Yggdrasil Decision Forests (YDF) follows the following design principles:
-
Ease of use: Modeling is possible with minimal amount of configuration.
-
The API shields but does not hide the complexity. Default parameters and logics with reasonable default values are used abundantly.
-
Default parameters and logics are visible to the user.
-
-
Safety: The code is safe to use and the API is not prone to user errors.
-
To parameter are created in a way that minimize the risk of misunderstanding and misuse.
-
The code is peer-reviewed and unit-tested.
-
Changes are backward compatible with existing models and training configuration. Notably, new logics do not change the semantic of a training configuration.
-
Both the training and inference code is deterministic, unless stated otherwise.
-
Error messages are informative to the user and helpful in identifying the most likely causes of the errors.
-
-
Extensibility: The API is flexible-enough to facilitate a steady growth of its collection of the latest learning algorithms from the literature.
- Extensibility vs code speed directory vs development cost is prioritized in this order.
-
Quality: New algorithms are accurately evaluated.
-
New learning algorithms are evaluated on multiple datasets. Metrics are documented: quality , training speed, inference speed, model size, training stability.
-
Code is read many more times than it's written. Code should be written to facilitate understanding (comments where needed) of the reader, specially in light of the complexity of the algorithms involved.
-
The directory structure document summarizes the code organization.
For example, a new learning algorithm will be located in learner
, while a new
dataset format will be implemented in dataset
.
Ideally, new logics should be implemented as early as possible in the dependency
chain to maximize re-usability. For example, a new splitter compatible with
all types of forests will be located in learner/decision_tree
instead of
learner/random_forest
.
New or changes of algorithms are integrated in one of two ways:
-
C++ registration mechanism (see
utils/registration.h
). For example, this method is used for dataset formats, learning algorithm, model implementation, serving code and computation distribution. -
One-of or enum in a protobuffer configuration. For example, this method is used for all hyper-parameters.
New (and old!) code should be tested on what it does :).
In addition to fine-grain testing, code involving new training algorithms should
be tested using the end-to-end testing utility utils/test_utils.h
.
The training logic of a learner is contained in the C++ Abstract Learner class. A minimal learner should have a "Train" function returning a model (see next section).
Optionally, learners can implement the following logics:
- Distributed training
- Export of training logs
- Generic hyper-parameters and default search space for tuning
The CART learner is an example of an basic learner. The Gradient Boosted Tree learner is an example of an advanced learner.
A model is a class that extends the abstract model class.
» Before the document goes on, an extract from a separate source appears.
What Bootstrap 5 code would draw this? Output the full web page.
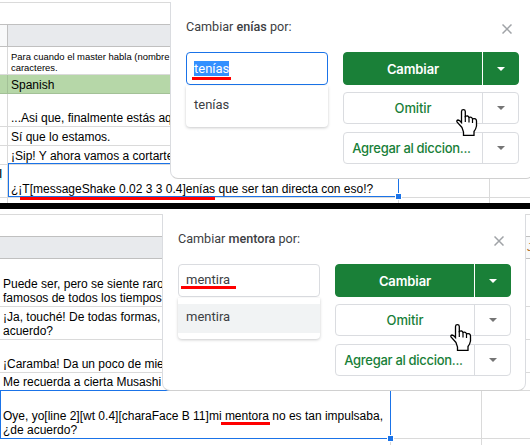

A minimal model overrides the 1) name, 2) load/save, and 3) predict functions.
Optional, models can implements the following logics:
- Text description
- Feature importances
- Internal validation (e.g. out-of-bag)
- Optimized inference engines
A model can be stored on disk in a directory. The structure and content of the directory depend on the model implementation (and framework; remember that a YDF model can wrap other framework model formats). A model is loaded in memory before being applied, processed or analysed. A model is standalone.